What is being asked:
Give the data again exactly as written, skipping any pictures.

Dataset content:
>>

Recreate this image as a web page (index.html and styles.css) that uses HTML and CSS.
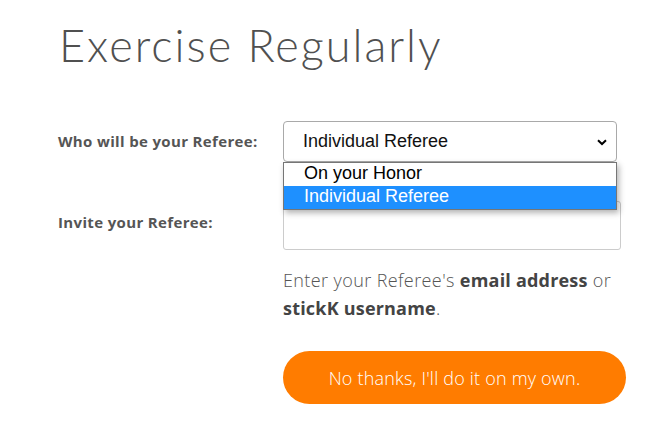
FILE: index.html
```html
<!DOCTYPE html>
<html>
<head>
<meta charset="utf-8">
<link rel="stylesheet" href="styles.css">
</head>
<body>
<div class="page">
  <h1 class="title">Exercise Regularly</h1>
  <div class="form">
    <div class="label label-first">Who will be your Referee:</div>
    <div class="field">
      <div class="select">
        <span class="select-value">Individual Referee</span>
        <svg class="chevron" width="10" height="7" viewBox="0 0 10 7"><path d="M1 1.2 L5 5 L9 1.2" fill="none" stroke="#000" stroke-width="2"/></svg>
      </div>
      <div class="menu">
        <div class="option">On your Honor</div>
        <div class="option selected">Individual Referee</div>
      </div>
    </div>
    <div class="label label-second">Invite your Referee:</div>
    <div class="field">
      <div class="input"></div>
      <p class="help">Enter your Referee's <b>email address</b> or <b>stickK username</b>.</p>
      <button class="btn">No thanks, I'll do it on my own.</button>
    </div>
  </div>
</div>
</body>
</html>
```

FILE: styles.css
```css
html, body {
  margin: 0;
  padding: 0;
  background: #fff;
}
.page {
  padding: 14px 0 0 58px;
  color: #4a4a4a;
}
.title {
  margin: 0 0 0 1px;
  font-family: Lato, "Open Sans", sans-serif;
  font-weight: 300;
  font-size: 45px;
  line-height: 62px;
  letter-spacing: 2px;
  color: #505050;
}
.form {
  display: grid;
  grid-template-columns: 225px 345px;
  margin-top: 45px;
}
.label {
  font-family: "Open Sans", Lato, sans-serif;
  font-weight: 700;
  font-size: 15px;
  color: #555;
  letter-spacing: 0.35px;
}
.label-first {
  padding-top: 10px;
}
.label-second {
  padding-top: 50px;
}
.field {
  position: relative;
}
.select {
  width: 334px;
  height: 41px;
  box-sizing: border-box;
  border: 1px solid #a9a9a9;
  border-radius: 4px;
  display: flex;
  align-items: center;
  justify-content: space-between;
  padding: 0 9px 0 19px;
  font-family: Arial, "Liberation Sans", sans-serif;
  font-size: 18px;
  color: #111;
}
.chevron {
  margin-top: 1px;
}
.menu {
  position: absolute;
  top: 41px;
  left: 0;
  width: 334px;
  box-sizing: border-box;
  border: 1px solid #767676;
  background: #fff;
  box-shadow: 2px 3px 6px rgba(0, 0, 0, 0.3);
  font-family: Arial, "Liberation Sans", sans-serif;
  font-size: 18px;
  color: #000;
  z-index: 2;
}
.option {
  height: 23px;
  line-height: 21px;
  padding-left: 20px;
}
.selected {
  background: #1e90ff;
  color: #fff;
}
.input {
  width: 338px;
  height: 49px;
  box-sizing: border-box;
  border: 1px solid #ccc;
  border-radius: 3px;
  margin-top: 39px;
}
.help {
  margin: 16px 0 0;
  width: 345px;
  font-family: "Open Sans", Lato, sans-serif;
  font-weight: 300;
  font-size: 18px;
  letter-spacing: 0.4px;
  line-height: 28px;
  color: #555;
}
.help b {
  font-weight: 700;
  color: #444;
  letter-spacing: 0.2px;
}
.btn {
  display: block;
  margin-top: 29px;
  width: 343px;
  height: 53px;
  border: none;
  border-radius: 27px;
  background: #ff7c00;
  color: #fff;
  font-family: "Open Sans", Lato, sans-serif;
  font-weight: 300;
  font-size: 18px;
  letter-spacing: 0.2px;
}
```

<<

Answer to the task:
Recreate this image as a web page (index.html and styles.css) that uses HTML and CSS.
FILE: index.html
```html
<!DOCTYPE html>
<html>
<head>
<meta charset="utf-8">
<link rel="stylesheet" href="styles.css">
</head>
<body>
<div class="page">
  <h1 class="title">Exercise Regularly</h1>
  <div class="form">
    <div class="label label-first">Who will be your Referee:</div>
    <div class="field">
      <div class="select">
        <span class="select-value">Individual Referee</span>
        <svg class="chevron" width="10" height="7" viewBox="0 0 10 7"><path d="M1 1.2 L5 5 L9 1.2" fill="none" stroke="#000" stroke-width="2"/></svg>
      </div>
      <div class="menu">
        <div class="option">On your Honor</div>
        <div class="option selected">Individual Referee</div>
      </div>
    </div>
    <div class="label label-second">Invite your Referee:</div>
    <div class="field">
      <div class="input"></div>
      <p class="help">Enter your Referee's <b>email address</b> or <b>stickK username</b>.</p>
      <button class="btn">No thanks, I'll do it on my own.</button>
    </div>
  </div>
</div>
</body>
</html>
```

FILE: styles.css
```css
html, body {
  margin: 0;
  padding: 0;
  background: #fff;
}
.page {
  padding: 14px 0 0 58px;
  color: #4a4a4a;
}
.title {
  margin: 0 0 0 1px;
  font-family: Lato, "Open Sans", sans-serif;
  font-weight: 300;
  font-size: 45px;
  line-height: 62px;
  letter-spacing: 2px;
  color: #505050;
}
.form {
  display: grid;
  grid-template-columns: 225px 345px;
  margin-top: 45px;
}
.label {
  font-family: "Open Sans", Lato, sans-serif;
  font-weight: 700;
  font-size: 15px;
  color: #555;
  letter-spacing: 0.35px;
}
.label-first {
  padding-top: 10px;
}
.label-second {
  padding-top: 50px;
}
.field {
  position: relative;
}
.select {
  width: 334px;
  height: 41px;
  box-sizing: border-box;
  border: 1px solid #a9a9a9;
  border-radius: 4px;
  display: flex;
  align-items: center;
  justify-content: space-between;
  padding: 0 9px 0 19px;
  font-family: Arial, "Liberation Sans", sans-serif;
  font-size: 18px;
  color: #111;
}
.chevron {
  margin-top: 1px;
}
.menu {
  position: absolute;
  top: 41px;
  left: 0;
  width: 334px;
  box-sizing: border-box;
  border: 1px solid #767676;
  background: #fff;
  box-shadow: 2px 3px 6px rgba(0, 0, 0, 0.3);
  font-family: Arial, "Liberation Sans", sans-serif;
  font-size: 18px;
  color: #000;
  z-index: 2;
}
.option {
  height: 23px;
  line-height: 21px;
  padding-left: 20px;
}
.selected {
  background: #1e90ff;
  color: #fff;
}
.input {
  width: 338px;
  height: 49px;
  box-sizing: border-box;
  border: 1px solid #ccc;
  border-radius: 3px;
  margin-top: 39px;
}
.help {
  margin: 16px 0 0;
  width: 345px;
  font-family: "Open Sans", Lato, sans-serif;
  font-weight: 300;
  font-size: 18px;
  letter-spacing: 0.4px;
  line-height: 28px;
  color: #555;
}
.help b {
  font-weight: 700;
  color: #444;
  letter-spacing: 0.2px;
}
.btn {
  display: block;
  margin-top: 29px;
  width: 343px;
  height: 53px;
  border: none;
  border-radius: 27px;
  background: #ff7c00;
  color: #fff;
  font-family: "Open Sans", Lato, sans-serif;
  font-weight: 300;
  font-size: 18px;
  letter-spacing: 0.2px;
}
```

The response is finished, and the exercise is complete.